過去幾度と改訂された耐震性を決定するアンカーボルトと座金。これを知らずして住宅のリフォーム・リノベーションは出来ない。

今から15年以上前にはアンカーボルトの頂部に取付く座金は60角が販売されておらず、2013年以前の建物はアンカーボルトの座金が40角しかないので、アンカーボルト一本で支える事ができる引き抜き力はなんと6.4KN以下しかない。これが60角になると14.4KNと2.25倍も支える事ができる。しかも座金をかえただけではNGでアンカーボルトの深さも少ないと座金だけ60角にしても意味がない。当時はアンカーボルトの製品長さは400mmしかほぼ選べず、そこから土台厚さ120mmを引き、座金5mm、M12ナットの高さ10+4mmを引くと・・・11mmしか残らない。この11mmの精度でアンカーボルトをセットしていた職人がいるだろうか?現在はアンカーボルトは450mmが販売されており十分な遊びがとれる。

平成12年の国のマニュアルといってよい住宅金融公庫には、赤矢印M12のアンカーボルトの長さは1種類400mmのみ。またM12の座金も1種類で40角のみ。青矢印の54角は穴から見ればわかるようにM16用である。

平成28年度はM12のボルトは400、450、500と3種類。また座金もM12用は40角座金と60角座金の2種類になった。

私たちが構造設計を行うときに、アンカーボルトの埋め込み深さが250mm未満ならNGであるような設定となる。断熱基準ではある部位の断熱材が少し足りなくても他で補えばOKであるが、構造では個々にOKかNGしかないのである。1mmでも1kNでも足りなければNGとの判定だ。この点が「あまあま」の温熱計算との最大の違い。

平成24年までこのような使い方を「緑の家」はしてきた。M16用の54角座金にM12用の40角座金を重ねて土台めり込み耐力を確保。
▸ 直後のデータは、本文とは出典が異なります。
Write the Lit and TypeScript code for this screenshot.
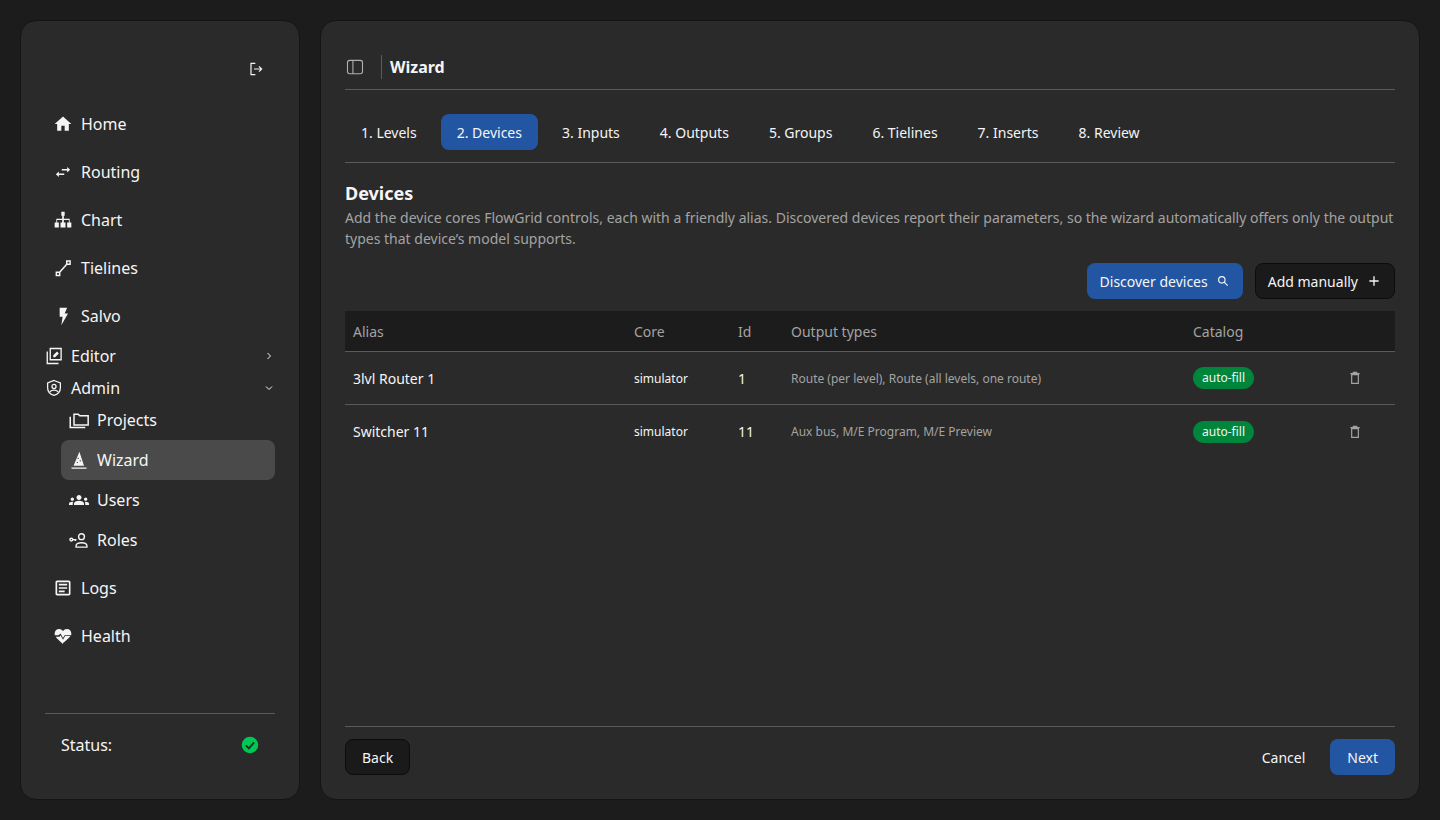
import {LitElement, css, html, svg} from 'lit';
import {customElement, state} from 'lit/decorators.js';

const icons: Record<string, unknown> = {
  home: svg`<path fill="currentColor" d="M10 20v-6h4v6h5v-8h3L12 3 2 12h3v8z"/>`,
  routing: svg`<path fill="currentColor" d="M7 11.5l-3.5 3.2L7 18v-2.3h6.5v-1.9H7zM17 6l3.5 3.3-3.5 3.2v-2.3h-6.5V8.3H17z"/>`,
  chart: svg`<path fill="currentColor" d="M10 2h4v5h-1v3.5h7V15h2v6h-5v-6h2v-3h-6v3h2v6H9v-6h2v-3H5v3h2v6H2v-6h2v-4.5h7V7h-1z"/>`,
  tielines: svg`<path fill="none" stroke="currentColor" stroke-width="1.8" d="M4 17h4v4H4zM16.500 3.500h4v4h-4zM8 17l8.500-9.500"/>`,
  salvo: svg`<path fill="currentColor" d="M8 2h9l-3 7h4l-8 14 1.500-10H8z"/>`,
  editor: svg`<path fill="none" stroke="currentColor" stroke-width="1.800" d="M7 2h14.500v15H7zM3 6v16h15"/><path fill="currentColor" d="M11 11v2.500h2.500l5-5L16 6z"/>`,
  admin: svg`<path fill="none" stroke="currentColor" stroke-width="1.700" d="M12 2l8.500 3.200v6.300c0 5-3.600 8.800-8.500 10.400-4.900-1.600-8.500-5.400-8.500-10.400V5.200z"/><circle cx="12" cy="10" r="2.700" fill="none" stroke="currentColor" stroke-width="1.700"/><path fill="none" stroke="currentColor" stroke-width="1.700" d="M6.500 17c1.500-1.600 3.400-2.200 5.500-2.200s4 .6 5.500 2.200"/>`,
  projects: svg`<path fill="none" stroke="currentColor" stroke-width="1.800" d="M6 5h5l2 2h10v11H6zM1.500 8v13h18"/>`,
  wizard: svg`<path fill="currentColor" d="M3 21h18v1.500H3zM12.500 2L18 19H5.500zM11 9l-1 1 1 1 1-1zm2.500 3l-1 1 1 1 1-1zM10 14l-1 1 1 1 1-1z" fill-rule="evenodd"/>`,
  users: svg`<path fill="currentColor" d="M12 12.750c1.630 0 3.070.39 4.240.9 1.080.48 1.760 1.560 1.760 2.730V18H6v-1.610c0-1.180.68-2.260 1.760-2.730 1.170-.52 2.610-.91 4.240-.91zM4 13c1.100 0 2-.9 2-2s-.9-2-2-2-2 .9-2 2 .9 2 2 2zm1.130 1.100c-.37-.06-.74-.1-1.130-.1-.99 0-1.930.21-2.780.58C.48 14.900 0 15.620 0 16.430V18h4.500v-1.610c0-.83.23-1.610.63-2.290zM20 13c1.100 0 2-.9 2-2s-.9-2-2-2-2 .9-2 2 .9 2 2 2zm4 3.430c0-.81-.48-1.530-1.220-1.850-.85-.37-1.790-.58-2.780-.58-.39 0-.76.04-1.130.1.4.68.63 1.460.63 2.290V18H24v-1.570zM12 6c1.660 0 3 1.340 3 3s-1.340 3-3 3-3-1.340-3-3 1.340-3 3-3z"/>`,
  roles: svg`<g fill="none" stroke="currentColor" stroke-width="1.700"><circle cx="2.800" cy="11.500" r="1.700"/><path d="M4.500 11.500H9M7.500 11.500v1.800"/><circle cx="15" cy="8" r="3.500"/><path d="M8.500 20.500v-1.500c0-2.500 3-3.800 6.500-3.800s6.500 1.300 6.500 3.800v1.500z"/></g>`,
  logs: svg`<path fill="currentColor" d="M19 5v14H5V5h14m0-2H5c-1.100 0-2 .9-2 2v14c0 1.100.9 2 2 2h14c1.100 0 2-.9 2-2V5c0-1.100-.9-2-2-2z"/><path fill="currentColor" d="M14 17H7v-2h7v2zm3-4H7v-2h10v2zm0-4H7V7h10v2z"/>`,
  health: svg`<path fill="currentColor" d="M12 21.500C7.500 17.800 4.500 15.300 3.300 13h4.500l1.200-2 3 5.500 2.500-4.500h6.200c-1.200 2.300-4.200 4.800-8.700 8.500zM2.200 11C2 10.300 2 9.700 2 9c0-3 2.300-5.300 5.300-5.300 1.900 0 3.700 1 4.700 2.500 1-1.500 2.800-2.500 4.700-2.500C19.700 3.700 22 6 22 9c0 .7 0 1.300-.2 2h-7.900L12 14.500 9 9l-2.300 2z"/>`,
  logout: svg`<path fill="none" stroke="currentColor" stroke-width="1.800" d="M11 3.500H4.500v17H11M9 12h11M16.500 8l4 4-4 4"/>`,
  panel: svg`<rect x="3" y="4" width="18" height="16" rx="2.500" fill="none" stroke="currentColor" stroke-width="1.300"/><path stroke="currentColor" stroke-width="1.300" d="M9.500 4v16"/>`,
  search: svg`<circle cx="10" cy="10" r="5.500" fill="none" stroke="currentColor" stroke-width="2"/><path stroke="currentColor" stroke-width="2" d="M14 14l6 6"/>`,
  plus: svg`<path stroke="currentColor" stroke-width="2" d="M12 5v14M5 12h14"/>`,
  trash: svg`<path fill="none" stroke="currentColor" stroke-width="1.800" d="M7 7h10v13H7zM5 5.500h14M9.500 5V3.500h5V5"/>`,
  right: svg`<path fill="none" stroke="currentColor" stroke-width="2" d="M9 6l6 6-6 6"/>`,
  down: svg`<path fill="none" stroke="currentColor" stroke-width="2" d="M6 9l6 6 6-6"/>`,
  check: svg`<circle cx="12" cy="12" r="11" fill="#00c853"/><path fill="none" stroke="#2a2a2a" stroke-width="2.600" d="M6.500 12.500l4 4 7-8"/>`,
};

const icon = (name: string, size = 20) => html`
  <svg class="icon" width=${size} height=${size} viewBox="0 0 24 24">${icons[name]}</svg>
`;

const steps = ['1. Levels', '2. Devices', '3. Inputs', '4. Outputs', '5. Groups', '6. Tielines', '7. Inserts', '8. Review'];

const devices = [
  {alias: '3lvl Router 1', core: 'simulator', id: 1, types: 'Route (per level), Route (all levels, one route)'},
  {alias: 'Switcher 11', core: 'simulator', id: 11, types: 'Aux bus, M/E Program, M/E Preview'},
];

@customElement('app-root')
export class AppRoot extends LitElement {
  @state() step = 1;

  static styles = css`
    :host {
      display: flex;
      gap: 20px;
      box-sizing: border-box;
      height: 820px;
      padding: 20px;
      background: #1c1c1c;
      color: #f5f5f5;
      font-family: 'Noto Sans', sans-serif;
      font-size: 14px;
    }

    * {
      box-sizing: border-box;
    }

    .icon {
      display: block;
      flex: none;
    }

    .sidebar,
    .main {
      display: flex;
      flex-direction: column;
      background: #2a2a2a;
      border: 1px solid #141414;
      border-radius: 16px;
    }

    .sidebar {
      width: 280px;
      padding: 24px;
    }

    .logout {
      display: flex;
      justify-content: flex-end;
      height: 55px;
      padding: 16px 11px 0 0;
    }

    .nav {
      flex: 1;
    }

    .item {
      display: flex;
      align-items: center;
      gap: 8px;
      height: 48px;
      padding-left: 8px;
      font-size: 16px;
    }

    .item.group {
      height: 32px;
      padding-left: 0;
      justify-content: flex-start;
    }

    .item.group .chevron {
      margin-left: auto;
      margin-right: 0;
    }

    .sub {
      margin: -4px 0 4px 16px;
    }

    .sub .item {
      height: 40px;
      border-radius: 8px;
    }

    .sub .item.active {
      background: #4a4a4a;
    }

    .status {
      display: flex;
      align-items: center;
      justify-content: space-between;
      height: 62px;
      padding: 0 16px;
      margin-bottom: 0;
      border-top: 1px solid #5a5a5a;
      font-size: 16px;
    }

    .main {
      flex: 1;
      padding: 24px;
    }

    .topbar {
      display: flex;
      align-items: center;
      height: 45px;
      padding-bottom: 0;
      border-bottom: 1px solid #5a5a5a;
    }

    .topbar .panel {
      color: #b0b0b0;
    }

    .topbar .divider {
      width: 1px;
      height: 24px;
      margin: 0 8px 0 16px;
      background: #5a5a5a;
    }

    .topbar h1 {
      margin: 0;
      font-size: 16px;
      font-weight: 700;
    }

    .tabs {
      display: flex;
      gap: 8px;
      padding: 24px 0 12px;
      border-bottom: 1px solid #5a5a5a;
    }

    .tab {
      display: flex;
      align-items: center;
      height: 36px;
      padding: 0 16px;
      border-radius: 8px;
    }

    .tab.active {
      background: #2356a2;
    }

    h2 {
      margin: 16px 0 0;
      font-size: 18px;
      line-height: 28px;
      font-weight: 700;
    }

    .lead {
      margin: 0;
      color: #a3a3a3;
      line-height: 21px;
    }

    .actions {
      display: flex;
      justify-content: flex-end;
      gap: 12px;
      margin-top: 14px;
    }

    .btn {
      display: flex;
      align-items: center;
      gap: 8px;
      height: 36px;
      padding: 0 12px;
      border-radius: 8px;
      border: 1px solid transparent;
      white-space: nowrap;
    }

    .btn.blue {
      background: #2356a2;
    }

    .btn.dark {
      background: #1a1a1a;
      border-color: #0c0c0c;
    }

    .table {
      margin-top: 12px;
      flex: 1;
    }

    .row {
      display: grid;
      grid-template-columns: 281px 104px 53px 402px 1fr 56px;
      align-items: center;
      height: 53px;
      border-bottom: 1px solid #5a5a5a;
    }

    .row:last-child {
      border-bottom: none;
    }

    .row.head {
      height: 41px;
      background: #1c1c1c;
      color: #a3a3a3;
    }

    .row > div {
      padding: 0 8px;
    }

    .alias {
      font-size: 14px;
    }

    .core {
      font-size: 12px;
    }

    .types {
      color: #a3a3a3;
      font-size: 12px;
    }

    .num {
      font-size: 14px;
    }

    .pill {
      display: inline-block;
      height: 22px;
      padding: 0 9px;
      border-radius: 11px;
      background: #00853c;
      font-size: 12px;
      line-height: 22px;
    }

    .del {
      color: #a3a3a3;
    }

    .footer {
      display: flex;
      align-items: center;
      justify-content: space-between;
      height: 49px;
      padding-top: 12px;
      border-top: 1px solid #5a5a5a;
    }

    .footer .right {
      display: flex;
      align-items: center;
      gap: 8px;
    }

    .footer .btn {
      padding: 0 16px;
    }
  `;

  private navItem(name: string, label: string, active = false) {
    return html`<div class="item ${active ? 'active' : ''}">${icon(name)}<span>${label}</span></div>`;
  }

  render() {
    return html`
      <aside class="sidebar">
        <div class="logout">${icon('logout', 16)}</div>
        <nav class="nav">
          ${this.navItem('home', 'Home')}
          ${this.navItem('routing', 'Routing')}
          ${this.navItem('chart', 'Chart')}
          ${this.navItem('tielines', 'Tielines')}
          ${this.navItem('salvo', 'Salvo')}
          <div class="item group">
            ${icon('editor', 18)}<span>Editor</span>
            <span class="chevron">${icon('right', 12)}</span>
          </div>
          <div class="item group">
            ${icon('admin', 18)}<span>Admin</span>
            <span class="chevron">${icon('down', 12)}</span>
          </div>
          <div class="sub">
            ${this.navItem('projects', 'Projects')}
            ${this.navItem('wizard', 'Wizard', true)}
            ${this.navItem('users', 'Users')}
            ${this.navItem('roles', 'Roles')}
          </div>
          ${this.navItem('logs', 'Logs')}
          ${this.navItem('health', 'Health')}
        </nav>
        <div class="status"><span>Status:</span>${icon('check', 18)}</div>
      </aside>

      <main class="main">
        <div class="topbar">
          <span class="panel">${icon('panel', 20)}</span>
          <span class="divider"></span>
          <h1>Wizard</h1>
        </div>

        <div class="tabs">
          ${steps.map((s, i) => html`<div class="tab ${i === this.step ? 'active' : ''}">${s}</div>`)}
        </div>

        <h2>Devices</h2>
        <p class="lead">
          Add the device cores FlowGrid controls, each with a friendly alias. Discovered devices report their parameters, so the wizard automatically offers only the output types that device’s model supports.
        </p>

        <div class="actions">
          <div class="btn blue">Discover devices ${icon('search', 14)}</div>
          <div class="btn dark">Add manually ${icon('plus', 16)}</div>
        </div>

        <div class="table">
          <div class="row head">
            <div>Alias</div><div>Core</div><div>Id</div><div>Output types</div><div>Catalog</div><div></div>
          </div>
          ${devices.map(d => html`
            <div class="row">
              <div class="alias">${d.alias}</div>
              <div class="core">${d.core}</div>
              <div class="num">${d.id}</div>
              <div class="types">${d.types}</div>
              <div><span class="pill">auto-fill</span></div>
              <div class="del">${icon('trash', 16)}</div>
            </div>
          `)}
        </div>

        <div class="footer">
          <div class="btn dark">Back</div>
          <div class="right">
            <div class="btn">Cancel</div>
            <div class="btn blue">Next</div>
          </div>
        </div>
      </main>
    `;
  }
}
M12アンカーボルトは450mm品。400mm品ならNGとなるボルト頭の出。

私は平成10年から60角が販売されるまでの数年間は、M12のアンカーボルトにM16用の54角座金とM12用の40角を2枚重ねて使っていた。こんな使い方をしたのは「緑の家」だけであろう。

こんな使い方をしている20年前の建物があるだろうか。リフォーム前にアンカーボルトにかかる引き抜き力を一本一本算出して、非破壊検査でコンクリート内部のアンカーボルト埋め込みを確認できているだろうか?出来なければどのようにして過去の建物に現代の耐震性があると断言できるのだろうか・・・?

だからリフォームやリノベーションはやりたくともお勧めできないのである。アンカーボルトを直すコストがかかりすぎるから・・・というより基礎の再構築しかないがそれを行ってまでリフォームするのか? 基礎を再構築してリフォームといえるのだろうか?